Kevin is a slippery customer, he’ll wriggle free if you allow him. You need to nail him down.

If Kevin is selected for redundancy he’ll find any flaws in your redundancy work whilst turning a blind eye to his own lamentable work performance.

It is essential that a redundancy exercise that selects Kevin is so well defined, calibrated and honed that Kevin has no wriggle room.

Avoid the common mistakes.

One of the most common mistakes is not putting a reference period over which the pool is scored and not defining the measurable period. Kevin will be over this like a rash, seizing on the sloppy back pass to score a goal that saves him.

Always have a reference period over which the pool and the sriteria are scored. Always.

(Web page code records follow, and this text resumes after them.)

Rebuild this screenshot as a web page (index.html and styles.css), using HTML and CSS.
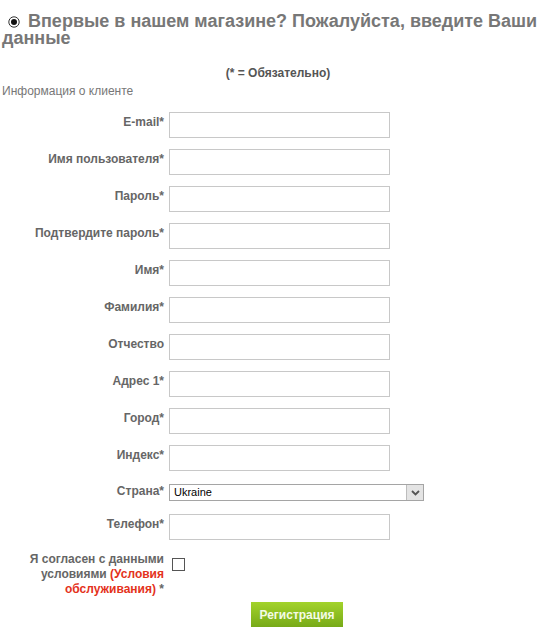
FILE: index.html
```html
<!DOCTYPE html>
<html lang="ru">
<head>
    <meta charset="UTF-8">
    <title>Регистрация</title>
    <link rel="stylesheet" href="styles.css">
</head>
<body>
    <h1 class="title">
        <svg class="radio" width="12" height="12" viewBox="0 0 12 12">
            <circle cx="6" cy="6" r="5.2" fill="#fff" stroke="#333" stroke-width="1"/>
            <circle cx="6" cy="6" r="3" fill="#111"/>
        </svg>
        Впервые в нашем магазине? Пожалуйста, введите Ваши данные
    </h1>
    <div class="required">(* = Обязательно)</div>
    <div class="section">Информация о клиенте</div>
    <form class="form">
        <label class="lbl">E-mail*</label>
        <div class="field"><input type="text" class="inp"></div>
        <label class="lbl">Имя пользователя*</label>
        <div class="field"><input type="text" class="inp"></div>
        <label class="lbl">Пароль*</label>
        <div class="field"><input type="password" class="inp"></div>
        <label class="lbl">Подтвердите пароль*</label>
        <div class="field"><input type="password" class="inp"></div>
        <label class="lbl">Имя*</label>
        <div class="field"><input type="text" class="inp"></div>
        <label class="lbl">Фамилия*</label>
        <div class="field"><input type="text" class="inp"></div>
        <label class="lbl">Отчество</label>
        <div class="field"><input type="text" class="inp"></div>
        <label class="lbl">Адрес 1*</label>
        <div class="field"><input type="text" class="inp"></div>
        <label class="lbl">Город*</label>
        <div class="field"><input type="text" class="inp"></div>
        <label class="lbl">Индекс*</label>
        <div class="field"><input type="text" class="inp"></div>
        <label class="lbl lbl-select">Страна*</label>
        <div class="field field-select">
            <div class="select">
                <span class="select-text">Ukraine</span>
                <span class="select-btn">
                    <svg width="9" height="6" viewBox="0 0 9 6"><path d="M1 1 L4.5 4.5 L8 1" fill="none" stroke="#555" stroke-width="1.8"/></svg>
                </span>
            </div>
        </div>
        <label class="lbl">Телефон*</label>
        <div class="field"><input type="text" class="inp"></div>
        <label class="lbl lbl-terms">Я согласен с данными условиями <a href="#" class="terms">(Условия обслуживания)</a> *</label>
        <div class="field field-check"><span class="check"></span></div>
        <div></div>
        <div class="field field-btn"><button type="button" class="btn">Регистрация</button></div>
    </form>
</body>
</html>
```

FILE: styles.css
```css
body {
    font-family: Arial, "Liberation Sans", sans-serif;
    background-color: #fff;
    margin: 0;
    padding: 0 2px;
    color: #666;
}
.title {
    font-size: 18px;
    line-height: 17px;
    font-weight: bold;
    color: #777;
    margin: 13px 0 0 0;
}
.radio {
    margin: 0 3px 0 6px;
    vertical-align: -1px;
}
.required {
    text-align: center;
    font-size: 12px;
    font-weight: bold;
    color: #555;
    margin-top: 19px;
}
.section {
    font-size: 12px;
    color: #777;
    margin-top: 4px;
}
.form {
    display: grid;
    grid-template-columns: 162px 1fr;
    column-gap: 5px;
    margin-top: 14px;
}
.lbl {
    font-size: 12px;
    font-weight: bold;
    color: #666;
    text-align: right;
    padding-top: 3px;
}
.field {
    margin-bottom: 11px;
}
.inp {
    display: block;
    width: 221px;
    height: 26px;
    box-sizing: border-box;
    border: 1px solid #c8c8c8;
    margin: 0;
    padding: 2px;
}
.lbl-select {
    padding-top: 2px;
}
.field-select {
    padding-top: 2px;
    margin-bottom: 13px;
}
.select {
    display: flex;
    width: 255px;
    height: 17px;
    box-sizing: border-box;
    border: 1px solid #a5a5a5;
    background: #fff;
}
.select-text {
    flex: 1;
    font-size: 11px;
    line-height: 15px;
    color: #000;
    padding-left: 4px;
}
.select-btn {
    width: 16px;
    background: #e4e4e4;
    border-left: 1px solid #bdbdbd;
    display: flex;
    align-items: center;
    justify-content: center;
}
.lbl-terms {
    line-height: 15px;
    padding-top: 1px;
}
.terms {
    color: #e4321b;
    text-decoration: none;
}
.field-check {
    padding: 7px 0 0 3px;
    margin-bottom: 6px;
}
.check {
    display: block;
    width: 13px;
    height: 13px;
    box-sizing: border-box;
    border: 1px solid #555;
    background: #fff;
}
.field-btn {
    padding-top: 5px;
}
.btn {
    margin-left: 82px;
    width: 92px;
    height: 25px;
    border: none;
    background: linear-gradient(#a3d32b, #77aa18);
    color: #f4fbe6;
    font-family: Arial, "Liberation Sans", sans-serif;
    font-size: 12px;
    font-weight: bold;
    cursor: pointer;
}
```
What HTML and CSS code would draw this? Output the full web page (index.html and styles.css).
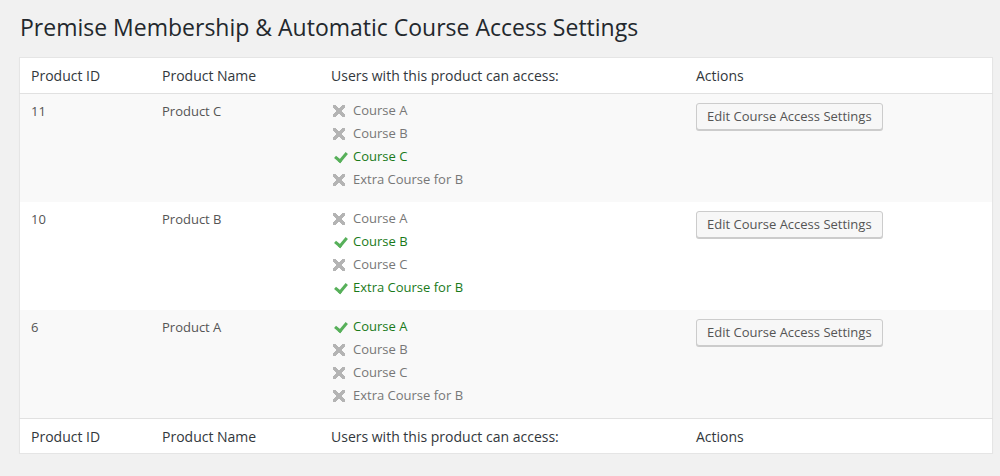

Express the reference period as follows:

All criteria will be scored over the following period from 1 July 2020 until 30 June 2021 (or whatever the relevant date is.)

Then consider the scoring of a employee who has not been employed for the whole reference period, because Kevin is bound to ask and won’t be impressed by an illogical answer or a mind that has not addressed the problem.

Usually the best way of scoring a person who has not been employed for the whole reference period is to adjust the scores to make allowance for that, if possible.

Therefore if the employee with 6 months service during the relevant reference period has had two days of absence in 6 months, then that may need to be doubled to 4 days of absence in 12 months to ensure the playing field is as level as it can be.

Kevin will be on to any perceived unfairness, Kevin will latch on to a short service employee being retained using the selection criteria whilst a longer serving employee has been selected.